Для того чтобы уберечь подругу от любопытства горожан которое могло только усилить потрясение молодой вдовы бывшего государственного казначея, Эрменгарда решила как можно скорее увезти ее. Они вместе покинули город в сопровождении Сары, и в тот же день строители начали разваливать великолепный дом на улице Пергаментщиков, что было еще одним свидетельством смерти Гарэна. Находясь на улице, Катрин видела, как разрушители начали срывать флюгеры в виде золоченых дельфинов, которые украшали крышу дома. Она отвернулась и сжала губы, чтобы унять дрожь. Катрин хотела как можно скорее перевернуть эту страницу своей жизни особенно потому, что в ней все еще жил последний, отчаянный взгляд ее мужа. Если бы они оба не были намечены жертвами жестокой судьбы, какова была бы их совместная жизнь? Они могли бы быть счастливы…

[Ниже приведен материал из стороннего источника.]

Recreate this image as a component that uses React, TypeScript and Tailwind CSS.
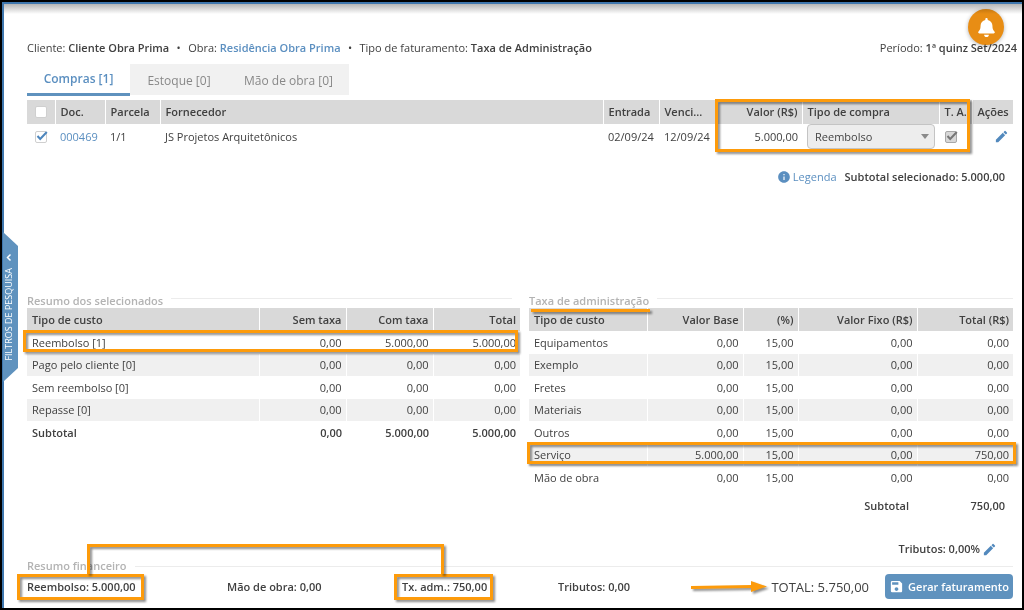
import type { ReactNode } from "react";
import { MdEdit, MdInfo, MdSave } from "react-icons/md";
import { FaBell } from "react-icons/fa";

const SHADOW = "drop-shadow-[2px_2px_1px_rgba(0,0,0,0.45)]";

function Highlight({ className }: { className: string }) {
  return (
    <div
      aria-hidden="true"
      className={`pointer-events-none absolute border-3 border-[#fd9b0b] ${SHADOW} ${className}`}
    />
  );
}

type Cells = string[];

function CostTable({
  label,
  columns,
  widths,
  rows,
  footer,
}: {
  label: string;
  columns: Cells;
  widths: string[];
  rows: Cells[];
  footer?: Cells;
}) {
  return (
    <table aria-label={label} className="w-full table-fixed border-collapse">
      <thead>
        <tr className="h-[23px] bg-[#d9d9d9]">
          {columns.map((c, i) => (
            <th
              key={c}
              scope="col"
              className={`${widths[i]} pr-1 pl-[5px] font-semibold ${i === 0 ? "text-left" : "border-l border-white text-right"}`}
            >
              {c}
            </th>
          ))}
        </tr>
      </thead>
      <tbody>
        {rows.map((r) => (
          <tr key={r[0]} className="odd:h-[23px] even:h-[22px] even:bg-[#f0f0f0]">
            {r.map((c, i) => (
              <td key={i} className={`pr-1 pl-[5px] ${i === 0 ? "text-left" : "border-l border-white text-right"}`}>
                {c}
              </td>
            ))}
          </tr>
        ))}
      </tbody>
      {footer && (
        <tfoot>
          <tr className="h-[23px]">
            {footer.map((c, i) => (
              <td key={i} className={`pr-1 pl-[5px] font-semibold ${i === 0 ? "text-left" : "text-right"}`}>
                {c}
              </td>
            ))}
          </tr>
        </tfoot>
      )}
    </table>
  );
}

function SectionTitle({ children }: { children: ReactNode }) {
  return (
    <div className="flex h-[15px] items-center gap-2">
      <h2 className="font-semibold text-[#b3b3b3]">{children}</h2>
      <div className="mb-1 h-px flex-1 bg-[#ececec]" />
    </div>
  );
}

const summaryRows: Cells[] = [
  ["Reembolso [1]", "0,00", "5.000,00", "5.000,00"],
  ["Pago pelo cliente [0]", "0,00", "0,00", "0,00"],
  ["Sem reembolso [0]", "0,00", "0,00", "0,00"],
  ["Repasse [0]", "0,00", "0,00", "0,00"],
];

const feeRows: Cells[] = [
  ["Equipamentos", "0,00", "15,00", "0,00", "0,00"],
  ["Exemplo", "0,00", "15,00", "0,00", "0,00"],
  ["Fretes", "0,00", "15,00", "0,00", "0,00"],
  ["Materiais", "0,00", "15,00", "0,00", "0,00"],
  ["Outros", "0,00", "15,00", "0,00", "0,00"],
  ["Serviço", "5.000,00", "15,00", "0,00", "750,00"],
  ["Mão de obra", "0,00", "15,00", "0,00", "0,00"],
];

function Checkbox({ label, checked, disabled }: { label: string; checked?: boolean; disabled?: boolean }) {
  return (
    <span className="relative block size-3">
      <input
        type="checkbox"
        aria-label={label}
        defaultChecked={checked}
        disabled={disabled}
        className={`peer block size-3 appearance-none rounded-[2px] border ${
          disabled ? "border-[#a8a8a8] bg-[#d8d8d8]" : "border-[#cfcfcf] bg-white"
        }`}
      />
      <svg
        viewBox="0 0 12 12"
        className={`pointer-events-none absolute inset-0 hidden size-3 overflow-visible peer-checked:block ${
          disabled ? "text-[#777]" : "text-[#4d86bd]"
        }`}
      >
        <path d="M2.5 5 5.2 8 11.8 1" fill="none" stroke="currentColor" strokeWidth="2" />
      </svg>
    </span>
  );
}

function PurchasesTable() {
  const th = "border-l border-white pr-1 pl-[5px] font-semibold";
  const td = "pr-1 pl-[5px]";
  return (
    <div className="relative mt-1">
      <table aria-label="Compras" className="w-full table-fixed border-collapse">
        <thead>
          <tr className="h-6 bg-[#d9d9d9] text-left">
            <th scope="col" className="w-7 pl-2">
              <Checkbox label="Selecionar todos" />
            </th>
            <th scope="col" className={`w-[50px] ${th}`}>Doc.</th>
            <th scope="col" className={`w-[55px] ${th}`}>Parcela</th>
            <th scope="col" className={th}>Fornecedor</th>
            <th scope="col" className={`w-14 ${th}`}>Entrada</th>
            <th scope="col" className={`w-14 ${th}`}>Venci...</th>
            <th scope="col" className={`w-[87px] text-right ${th}`}>Valor (R$)</th>
            <th scope="col" className={`w-[137px] ${th}`}>Tipo de compra</th>
            <th scope="col" className={`w-[33px] whitespace-nowrap ${th}`}>T. A.</th>
            <th scope="col" className={`w-[41px] ${th}`}>Ações</th>
          </tr>
        </thead>
        <tbody>
          <tr className="h-[25px]">
            <td className="pl-2">
              <Checkbox label="Selecionar 000469" checked />
            </td>
            <td className={td}>
              <a href="#doc-000469" className="text-[#5b8fc0]">000469</a>
            </td>
            <td className={td}>1/1</td>
            <td className={td}>JS Projetos Arquitetônicos</td>
            <td className={td}>02/09/24</td>
            <td className={td}>12/09/24</td>
            <td className={`${td} text-right`}>5.000,00</td>
            <td className={td}>
              <div className="relative">
                <select
                  aria-label="Tipo de compra"
                  disabled
                  className="block h-[25px] w-full appearance-none rounded border border-[#c4c4c4] bg-[#ededed] px-[7px] text-[#444] opacity-100"
                >
                  <option>Reembolso</option>
                </select>
                <svg viewBox="0 0 8 5" className="pointer-events-none absolute top-2.5 right-1.5 h-[5px] w-2">
                  <path d="M0 0h8L4 5z" fill="#8a8a8a" />
                </svg>
              </div>
            </td>
            <td className="pl-1.5">
              <Checkbox label="Taxa de administração" checked disabled />
            </td>
            <td>
              <button type="button" aria-label="Editar" className="mr-1 ml-auto block text-[#5289bd]">
                <MdEdit size={15} />
              </button>
            </td>
          </tr>
        </tbody>
      </table>
      <Highlight className="-top-px right-[43px] h-[53px] w-[255px]" />
    </div>
  );
}

export default function App() {
  return (
    <div className="flex min-h-screen flex-col border-2 border-black bg-white font-['Open_Sans','Liberation_Sans',sans-serif] text-[11px] leading-4 text-[#404040]">
      <div className="relative flex flex-1 flex-col border-t-2 border-l-2 border-[#3f77ae] pr-[9px] pb-[9px] pl-[23px]">
        <div className="absolute inset-x-0 top-0 h-2.5 bg-gradient-to-b from-[#b5b5b5] to-white" />

        <button
          type="button"
          className="absolute top-[228px] -left-px flex h-[150px] w-[15px] items-center justify-center bg-[#5f92be] pr-1 text-[9px] leading-3 text-white [clip-path:polygon(0_0,100%_14px,100%_136px,0_100%)]"
        >
          <span className="flex rotate-180 items-center gap-1.5 whitespace-nowrap [writing-mode:vertical-rl]">
            FILTROS DE PESQUISA
            <svg viewBox="0 0 6 8" className="h-2 w-1.5">
              <path d="M1.5 1 4.5 4 1.5 7" fill="none" stroke="currentColor" strokeWidth="1.5" />
            </svg>
          </span>
        </button>

        <header className="-mr-1 mt-[34px] flex h-5 items-center justify-between whitespace-nowrap">
          <ul className="flex">
            <li>Cliente: <strong className="font-semibold">Cliente Obra Prima</strong></li>
            <li aria-hidden="true" className="w-[19px] text-center">•</li>
            <li>Obra: <a href="#obra" className="font-semibold text-[#5b8fc0]">Residência Obra Prima</a></li>
            <li aria-hidden="true" className="w-[19px] text-center">•</li>
            <li>Tipo de faturamento: <strong className="font-semibold">Taxa de Administração</strong></li>
          </ul>
          <p>Período: <strong className="font-semibold">1ª quinz Set/2024</strong></p>
        </header>

        <button
          type="button"
          aria-label="Notificações"
          className="absolute top-[5px] right-[18px] flex size-9 items-center justify-center rounded-full bg-[#e88d14] text-white mix-blend-multiply shadow-[0_1px_4px_rgba(0,0,0,0.3)]"
        >
          <FaBell size={19} />
        </button>

        <nav className="mt-1.5 flex h-8 items-start text-xs">
          <button type="button" className="h-8 w-[103px] border-b-[3px] border-[#5f92be] font-semibold text-[#5b8fc0]">
            Compras [1]
          </button>
          <div className="flex h-[31px] bg-[#f1f1f1] text-[#888]">
            <button type="button" className="w-[98px] pt-0.5">Estoque [0]</button>
            <button type="button" className="w-[121px] pt-0.5">Mão de obra [0]</button>
          </div>
        </nav>

        <PurchasesTable />

        <div className="mt-[18px] mr-2 flex h-5 items-center justify-end gap-2">
          <a href="#legenda" className="flex items-center gap-0.5 text-[#5b8fc0]">
            <MdInfo size={14} />
            Legenda
          </a>
          <strong className="font-semibold">Subtotal selecionado: 5.000,00</strong>
        </div>

        <div className="mt-auto flex items-start gap-[9px]">
          <section className="relative min-w-0 flex-[493]">
            <div className="mr-2">
              <SectionTitle>Resumo dos selecionados</SectionTitle>
            </div>
            <CostTable
              label="Resumo dos selecionados"
              columns={["Tipo de custo", "Sem taxa", "Com taxa", "Total"]}
              widths={["", "w-[87px]", "w-[87px]", "w-[87px]"]}
              rows={summaryRows}
              footer={["Subtotal", "0,00", "5.000,00", "5.000,00"]}
            />
            <Highlight className="top-[37px] right-0.5 -left-1 h-[22px]" />
          </section>

          <section className="relative min-w-0 flex-[484]">
            <SectionTitle>Taxa de administração</SectionTitle>
            <CostTable
              label="Taxa de administração"
              columns={["Tipo de custo", "Valor Base", "(%)", "Valor Fixo (R$)", "Total (R$)"]}
              widths={["", "w-24", "w-[55px]", "w-[119px]", "w-24"]}
              rows={feeRows}
            />
            <div aria-hidden="true" className={`absolute top-4 left-0.5 h-[3px] w-[119px] bg-[#fd9b0b] ${SHADOW}`} />
            <Highlight className="top-[149px] -right-[3px] -left-0.5 h-[22px]" />
            <p className="mt-[9px] mr-2 flex justify-end font-semibold">
              <span>Subtotal</span>
              <span className="w-24 text-right">750,00</span>
            </p>
          </section>
        </div>

        <p className="mt-[27px] mr-4 flex items-center justify-end gap-0.5 font-semibold">
          Tributos: 0,00%
          <button type="button" aria-label="Editar tributos" className="text-[#5289bd]">
            <MdEdit size={15} />
          </button>
        </p>

        <footer className="relative mt-px">
          <div className="flex h-4 items-center gap-2">
            <h2 className="font-semibold text-[#b3b3b3]">Resumo financeiro</h2>
            <div className="h-px flex-1 bg-[#ececec]" />
          </div>
          <div className="grid grid-cols-[200px_175px_156px_1fr_auto] items-center font-semibold whitespace-nowrap">
            <span className="relative justify-self-start">
              Reembolso: 5.000,00
              <Highlight className="-inset-y-[5px] -right-2 -left-2.5" />
            </span>
            <span>Mão de obra: 0,00</span>
            <span className="relative justify-self-start">
              Tx. adm.: 750,00
              <Highlight className="-inset-y-[5px] -right-1.5 -left-2" />
            </span>
            <span>Tributos: 0,00</span>
            <div className="flex items-center">
              <svg viewBox="0 0 76 14" className={`h-3.5 w-[76px] ${SHADOW}`}>
                <path d="M0 7.5 61 6.5" stroke="#fd9b0b" strokeWidth="3" />
                <path d="M60 1 76 6.5 60 12z" fill="#fd9b0b" />
              </svg>
              <span className="ml-1 text-[13px] font-medium">TOTAL: 5.750,00</span>
              <button
                type="button"
                className="ml-4 flex h-[25px] w-32 items-center justify-center gap-1 rounded bg-[#5f92be] text-white"
              >
                <MdSave size={15} />
                Gerar faturamento
              </button>
            </div>
          </div>
          <div
            aria-hidden="true"
            className={`pointer-events-none absolute -top-3.5 left-[60px] h-[30px] w-[357px] border-x-[3px] border-t-[3px] border-[#fd9b0b] ${SHADOW}`}
          />
        </footer>
      </div>
    </div>
  );
}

В Дижоне Катрин не оставила ничего, кроме сожалений. Ее мать и дядя покинули улицу Гриффон и переехали в Марсаннэ, где и собирались жить постоянно.
Дядюшка Матье был достаточно богат, чтобы жить за счет своих ферм и виноградников, и больше не желал оставаться в этой вонючей дыре, как он ее называл. Лоиз была в монастыре в Тарте, а Ландри — в монастыре Сен-Сина. Что касается Эрменгарды, то для нее смерть вдовствующей герцогини была жестоким ударом, и она решила удалиться в свои владения в Шатовилэне.
— Я воспитаю там твоего ребенка, — сказала она Катрин. — Он должен получить образование, достойное его герцогской крови. Мы сделаем из него рыцаря или хорошо воспитанную даму…
Мысль о ребенке, который скоро должен был родиться, не приносила особой радости, но, казалось, доставляла Эрменгарде глубокое удовлетворение.
Графиня была несостоявшейся бабушкой, и мысль о ребенке, которого она могла бы баловать и лелеять, восхищала Эрменгарду, возможно, еще и потому, что у нее было немного близких, которым она могла бы дарить свою любовь. Ее муж оставался в окружении Филиппа, ведя довольно беспорядочный для своего возраста образ жизни. «Он никогда не сможет понять, что он уже не юноша и что женщины — наиболее изнуряющее времяпровождение на свете!»— графиня имела обыкновение изъясняться философски. Его неверность не беспокоила Эрменгарду. Любовь между нею и ее законным повелителем давно угасла; ее сын был далеко, сражаясь в армии Жана Люксембурга, и она редко видела его. Он был отчаянный рубака. «Это у него в крови», говорила обычно Эрменгарда. Ребенок Катрин был бы желанным развлечением в ее скучной сельской жизни, поскольку отныне Эрменгарда решила остаться в Шатовилэне, занимаясь хозяйством и приглядывая за крестьянами.